Clifford & Rosemary Ellis, 1934

Whatever the origins of their ideas may have been, the results were extraordinary. Their unmistakable style was characterised by a lively use of colour and form, creating unusual and memorable poster designs. Travels in Time (1937), for example, is almost surrealist in its depiction of a disembodied Charles I against an imagined landscape. Luckily for Londoners, this bewildering image was paired with an explanatory poster (also designed by Clifford and Rosemary) promoting the Capital’s museums. In contrast, their representation of animals and birds, seen in their designs for Green Line Coaches (1933), was wonderfully naturalistic and alive with movement.

  

Clifford  & Rosemary Ellis, 1937

By the late thirties, the couple were much in demand, having designed posters for London Transport, the Empire Marketing Board, the Post Office and Shell-Mex. Their joint output included book jackets, lithographs, murals, mosaics and wallpaper. Clifford was also the headmaster of the Bath Academy of Art and instrumental in re-establishing it as one of Britain’s foremost art colleges at Corsham Court after the Second World War.

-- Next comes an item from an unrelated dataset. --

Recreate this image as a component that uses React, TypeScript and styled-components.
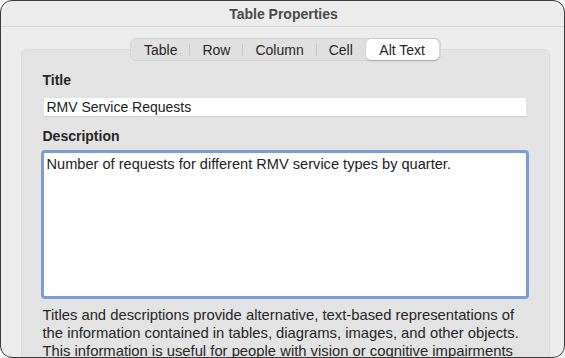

During the war, Rosemary and Clifford worked together on the monumental Recording Britain project, but are perhaps best remembered today for the 60+ dust jackets they designed for the long running New Naturalist book series.

Rosemary & Clifford Ellis, 1935

The couple’s extensive personal archive was auctioned in 2017 following the death of their only child, the sculptor Penelope Ellis. LTM acquired two rare ‘proof’ versions of ‘Museums’ (1937), showing annotations made by the artists before final printing. These included the replacement of the printed London Transport logo with a hand drawn alternative, which was accepted for the final design.